== Task brief ==
Copy the data below exactly, omitting any picture it contains.

== Dataset excerpt ==

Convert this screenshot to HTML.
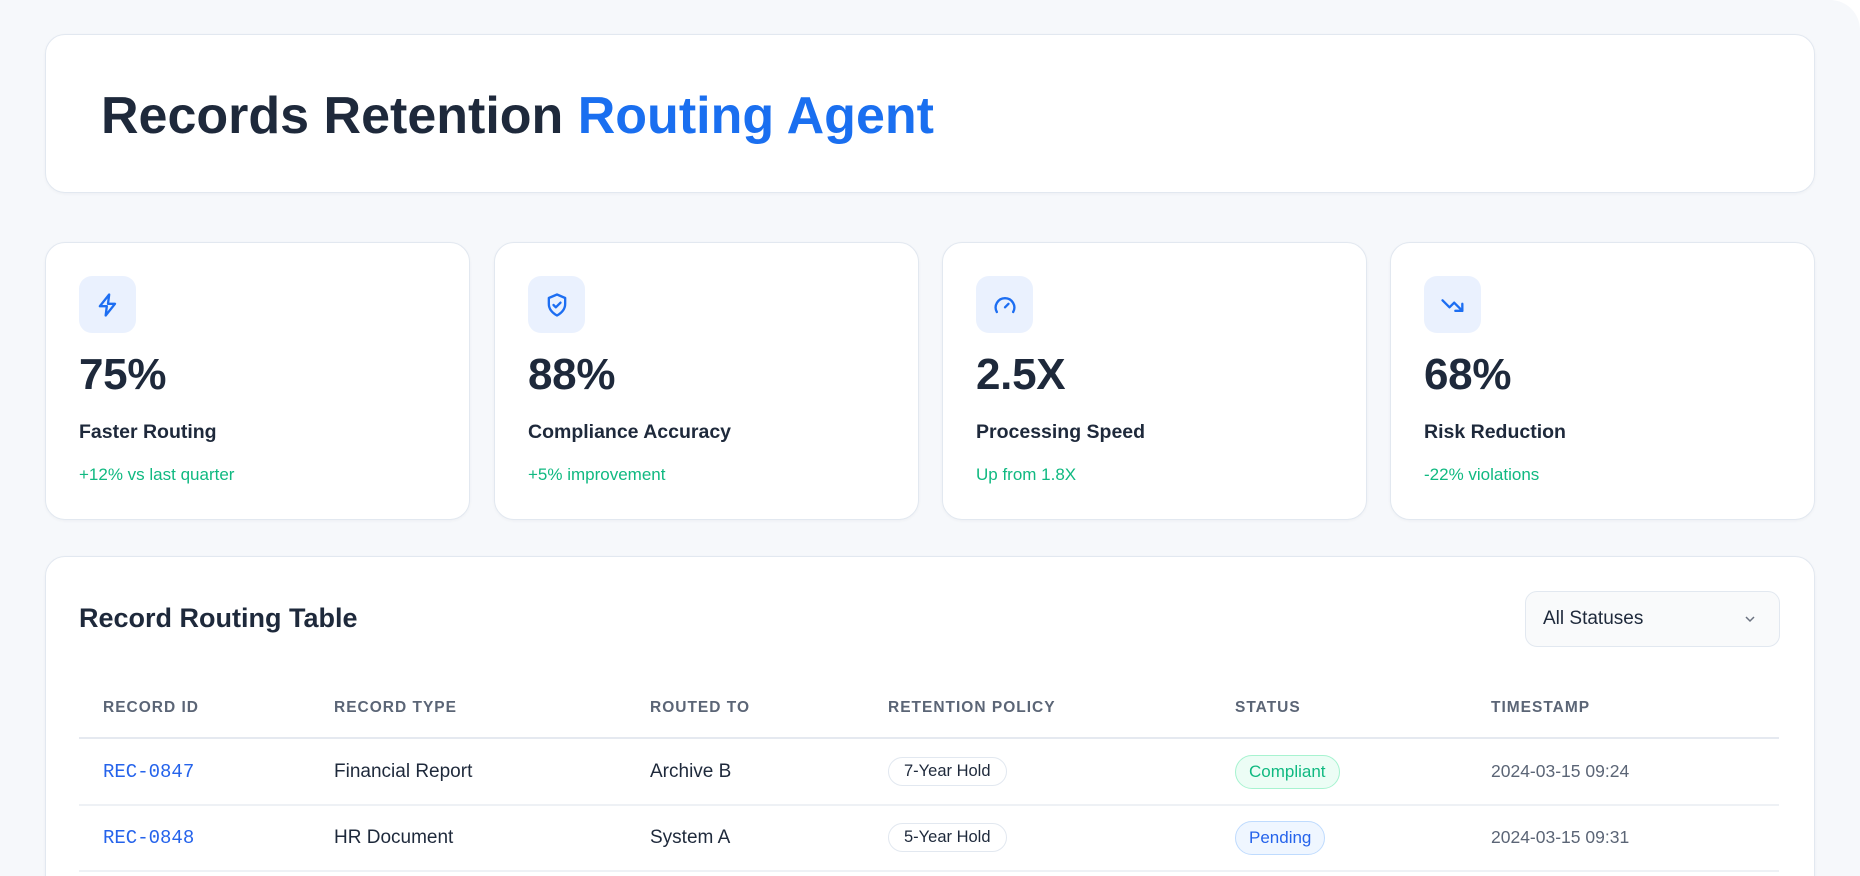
<!DOCTYPE html>
<html><head><meta charset="utf-8"><style>
*{box-sizing:border-box;margin:0;padding:0}
html,body{width:1860px;height:876px;overflow:hidden}
body{background:#fff;font-family:"Liberation Sans",sans-serif;color:#1e293b;position:relative}
.page{position:absolute;left:0;top:0;width:1860px;height:876px;background:#f6f8fb;border-radius:0 30px 0 0;overflow:hidden}
.card{position:absolute;background:#fff;border:1.5px solid #e2e8f0;border-radius:20px;box-shadow:0 1px 3px rgba(15,23,42,.04)}
.ab{position:absolute;white-space:nowrap}
.icon{position:absolute;left:33px;top:33px;width:57px;height:57px;border-radius:13px;background:#eaf1fe;display:flex;align-items:center;justify-content:center}
.num{position:absolute;left:33px;top:107px;font-size:44px;font-weight:bold;color:#1e293b;letter-spacing:-0.3px}
.lbl{position:absolute;left:33px;top:178px;font-size:19.5px;color:#1e293b;font-weight:bold}
.sub{position:absolute;left:33px;top:222px;font-size:17px;color:#10b981}
.th{position:absolute;top:699px;font-size:15.5px;font-weight:bold;color:#5b6576;letter-spacing:1px}
.td{position:absolute;font-size:19px;color:#1e293b;white-space:nowrap}
.id{font-family:"Liberation Mono",monospace;color:#2563eb;font-size:19px}
.pill{position:absolute;height:29px;border:1.5px solid #e2e8f0;border-radius:15px;font-size:16.5px;line-height:26px;padding:0 15px;color:#1e293b;background:#fff}
.st{position:absolute;height:34px;border-radius:17px;font-size:17px;line-height:31px;padding:0 13px}
.line{position:absolute;left:79px;width:1700px;height:1.5px;background:#eef1f5}
</style></head><body>
<div class="page">
<div class="card" style="left:45px;top:34px;width:1770px;height:159px"></div>
<div class="ab" style="left:101px;top:86px;font-size:52px;font-weight:bold;color:#1e293b;letter-spacing:0px">Records Retention <span style="color:#1a6ff0">Routing Agent</span></div>

<div class="card" style="left:45px;top:242px;width:425px;height:278px">
<div class="icon"><svg width="28" height="28" viewBox="0 0 24 24" fill="none" stroke="#1d6ef2" stroke-width="2" stroke-linejoin="round"><path d="M13 3L5 13h6l-1 8 8-10h-6z"/></svg></div>
<div class="num">75%</div><div class="lbl">Faster Routing</div><div class="sub">+12% vs last quarter</div></div>

<div class="card" style="left:494px;top:242px;width:425px;height:278px">
<div class="icon"><svg width="28" height="28" viewBox="0 0 24 24" fill="none" stroke="#1d6ef2" stroke-width="2" stroke-linejoin="round" stroke-linecap="round"><path d="M12 3l7 3v5c0 5-3.5 8-7 10-3.5-2-7-5-7-10V6z"/><path d="M9 12l2 2 4-4"/></svg></div>
<div class="num">88%</div><div class="lbl">Compliance Accuracy</div><div class="sub">+5% improvement</div></div>

<div class="card" style="left:942px;top:242px;width:425px;height:278px">
<div class="icon"><svg width="28" height="28" viewBox="0 0 24 24" fill="none" stroke="#1d6ef2" stroke-width="2" stroke-linecap="round"><path d="M5 18a8 8 0 1 1 14 0"/><path d="M12 14l3-3"/></svg></div>
<div class="num">2.5X</div><div class="lbl">Processing Speed</div><div class="sub">Up from 1.8X</div></div>

<div class="card" style="left:1390px;top:242px;width:425px;height:278px">
<div class="icon"><svg width="28" height="28" viewBox="0 0 24 24" fill="none" stroke="#1d6ef2" stroke-width="2" stroke-linecap="round" stroke-linejoin="round"><path d="M3 8l6 6 4-4 7 7"/><path d="M14 17h6v-6"/></svg></div>
<div class="num">68%</div><div class="lbl">Risk Reduction</div><div class="sub">-22% violations</div></div>

<div class="card" style="left:45px;top:556px;width:1770px;height:360px"></div>
<div class="ab" style="left:79px;top:603px;font-size:27px;font-weight:bold;color:#1e293b">Record Routing Table</div>
<div class="ab" style="left:1525px;top:591px;width:255px;height:56px;border:1.5px solid #e2e8f0;border-radius:12px;background:#f9fafb"></div>
<div class="ab" style="left:1543px;top:608px;font-size:19px;color:#1e293b">All Statuses</div>
<svg class="ab" style="left:1743px;top:613px" width="14" height="12" viewBox="0 0 14 12" fill="none" stroke="#6b7280" stroke-width="1.5"><path d="M3 4l4 4 4-4"/></svg>

<div class="th" style="left:103px">RECORD ID</div>
<div class="th" style="left:334px">RECORD TYPE</div>
<div class="th" style="left:650px">ROUTED TO</div>
<div class="th" style="left:888px">RETENTION POLICY</div>
<div class="th" style="left:1235px">STATUS</div>
<div class="th" style="left:1491px">TIMESTAMP</div>
<div class="line" style="top:737px;height:2px;background:#e5e9f0"></div>

<div class="td id" style="left:103px;top:761px">REC-0847</div>
<div class="td" style="left:334px;top:761px">Financial Report</div>
<div class="td" style="left:650px;top:761px">Archive B</div>
<div class="pill" style="left:888px;top:757px">7-Year Hold</div>
<div class="st" style="left:1235px;top:755px;background:#ecfdf5;border:1.5px solid #a7f3d0;color:#10b981">Compliant</div>
<div class="td" style="left:1491px;top:761px;color:#5b6576;font-size:17.5px">2024-03-15 09:24</div>
<div class="line" style="top:804px"></div>

<div class="td id" style="left:103px;top:827px">REC-0848</div>
<div class="td" style="left:334px;top:827px">HR Document</div>
<div class="td" style="left:650px;top:827px">System A</div>
<div class="pill" style="left:888px;top:823px">5-Year Hold</div>
<div class="st" style="left:1235px;top:821px;background:#eff6ff;border:1.5px solid #bfdbfe;color:#2563eb">Pending</div>
<div class="td" style="left:1491px;top:827px;color:#5b6576;font-size:17.5px">2024-03-15 09:31</div>
<div class="line" style="top:870px"></div>
</div>
</body></html>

== Solution to this problem ==
Convert this screenshot to HTML.
<!DOCTYPE html>
<html><head><meta charset="utf-8"><style>
*{box-sizing:border-box;margin:0;padding:0}
html,body{width:1860px;height:876px;overflow:hidden}
body{background:#fff;font-family:"Liberation Sans",sans-serif;color:#1e293b;position:relative}
.page{position:absolute;left:0;top:0;width:1860px;height:876px;background:#f6f8fb;border-radius:0 30px 0 0;overflow:hidden}
.card{position:absolute;background:#fff;border:1.5px solid #e2e8f0;border-radius:20px;box-shadow:0 1px 3px rgba(15,23,42,.04)}
.ab{position:absolute;white-space:nowrap}
.icon{position:absolute;left:33px;top:33px;width:57px;height:57px;border-radius:13px;background:#eaf1fe;display:flex;align-items:center;justify-content:center}
.num{position:absolute;left:33px;top:107px;font-size:44px;font-weight:bold;color:#1e293b;letter-spacing:-0.3px}
.lbl{position:absolute;left:33px;top:178px;font-size:19.5px;color:#1e293b;font-weight:bold}
.sub{position:absolute;left:33px;top:222px;font-size:17px;color:#10b981}
.th{position:absolute;top:699px;font-size:15.5px;font-weight:bold;color:#5b6576;letter-spacing:1px}
.td{position:absolute;font-size:19px;color:#1e293b;white-space:nowrap}
.id{font-family:"Liberation Mono",monospace;color:#2563eb;font-size:19px}
.pill{position:absolute;height:29px;border:1.5px solid #e2e8f0;border-radius:15px;font-size:16.5px;line-height:26px;padding:0 15px;color:#1e293b;background:#fff}
.st{position:absolute;height:34px;border-radius:17px;font-size:17px;line-height:31px;padding:0 13px}
.line{position:absolute;left:79px;width:1700px;height:1.5px;background:#eef1f5}
</style></head><body>
<div class="page">
<div class="card" style="left:45px;top:34px;width:1770px;height:159px"></div>
<div class="ab" style="left:101px;top:86px;font-size:52px;font-weight:bold;color:#1e293b;letter-spacing:0px">Records Retention <span style="color:#1a6ff0">Routing Agent</span></div>

<div class="card" style="left:45px;top:242px;width:425px;height:278px">
<div class="icon"><svg width="28" height="28" viewBox="0 0 24 24" fill="none" stroke="#1d6ef2" stroke-width="2" stroke-linejoin="round"><path d="M13 3L5 13h6l-1 8 8-10h-6z"/></svg></div>
<div class="num">75%</div><div class="lbl">Faster Routing</div><div class="sub">+12% vs last quarter</div></div>

<div class="card" style="left:494px;top:242px;width:425px;height:278px">
<div class="icon"><svg width="28" height="28" viewBox="0 0 24 24" fill="none" stroke="#1d6ef2" stroke-width="2" stroke-linejoin="round" stroke-linecap="round"><path d="M12 3l7 3v5c0 5-3.5 8-7 10-3.5-2-7-5-7-10V6z"/><path d="M9 12l2 2 4-4"/></svg></div>
<div class="num">88%</div><div class="lbl">Compliance Accuracy</div><div class="sub">+5% improvement</div></div>

<div class="card" style="left:942px;top:242px;width:425px;height:278px">
<div class="icon"><svg width="28" height="28" viewBox="0 0 24 24" fill="none" stroke="#1d6ef2" stroke-width="2" stroke-linecap="round"><path d="M5 18a8 8 0 1 1 14 0"/><path d="M12 14l3-3"/></svg></div>
<div class="num">2.5X</div><div class="lbl">Processing Speed</div><div class="sub">Up from 1.8X</div></div>

<div class="card" style="left:1390px;top:242px;width:425px;height:278px">
<div class="icon"><svg width="28" height="28" viewBox="0 0 24 24" fill="none" stroke="#1d6ef2" stroke-width="2" stroke-linecap="round" stroke-linejoin="round"><path d="M3 8l6 6 4-4 7 7"/><path d="M14 17h6v-6"/></svg></div>
<div class="num">68%</div><div class="lbl">Risk Reduction</div><div class="sub">-22% violations</div></div>

<div class="card" style="left:45px;top:556px;width:1770px;height:360px"></div>
<div class="ab" style="left:79px;top:603px;font-size:27px;font-weight:bold;color:#1e293b">Record Routing Table</div>
<div class="ab" style="left:1525px;top:591px;width:255px;height:56px;border:1.5px solid #e2e8f0;border-radius:12px;background:#f9fafb"></div>
<div class="ab" style="left:1543px;top:608px;font-size:19px;color:#1e293b">All Statuses</div>
<svg class="ab" style="left:1743px;top:613px" width="14" height="12" viewBox="0 0 14 12" fill="none" stroke="#6b7280" stroke-width="1.5"><path d="M3 4l4 4 4-4"/></svg>

<div class="th" style="left:103px">RECORD ID</div>
<div class="th" style="left:334px">RECORD TYPE</div>
<div class="th" style="left:650px">ROUTED TO</div>
<div class="th" style="left:888px">RETENTION POLICY</div>
<div class="th" style="left:1235px">STATUS</div>
<div class="th" style="left:1491px">TIMESTAMP</div>
<div class="line" style="top:737px;height:2px;background:#e5e9f0"></div>

<div class="td id" style="left:103px;top:761px">REC-0847</div>
<div class="td" style="left:334px;top:761px">Financial Report</div>
<div class="td" style="left:650px;top:761px">Archive B</div>
<div class="pill" style="left:888px;top:757px">7-Year Hold</div>
<div class="st" style="left:1235px;top:755px;background:#ecfdf5;border:1.5px solid #a7f3d0;color:#10b981">Compliant</div>
<div class="td" style="left:1491px;top:761px;color:#5b6576;font-size:17.5px">2024-03-15 09:24</div>
<div class="line" style="top:804px"></div>

<div class="td id" style="left:103px;top:827px">REC-0848</div>
<div class="td" style="left:334px;top:827px">HR Document</div>
<div class="td" style="left:650px;top:827px">System A</div>
<div class="pill" style="left:888px;top:823px">5-Year Hold</div>
<div class="st" style="left:1235px;top:821px;background:#eff6ff;border:1.5px solid #bfdbfe;color:#2563eb">Pending</div>
<div class="td" style="left:1491px;top:827px;color:#5b6576;font-size:17.5px">2024-03-15 09:31</div>
<div class="line" style="top:870px"></div>
</div>
</body></html>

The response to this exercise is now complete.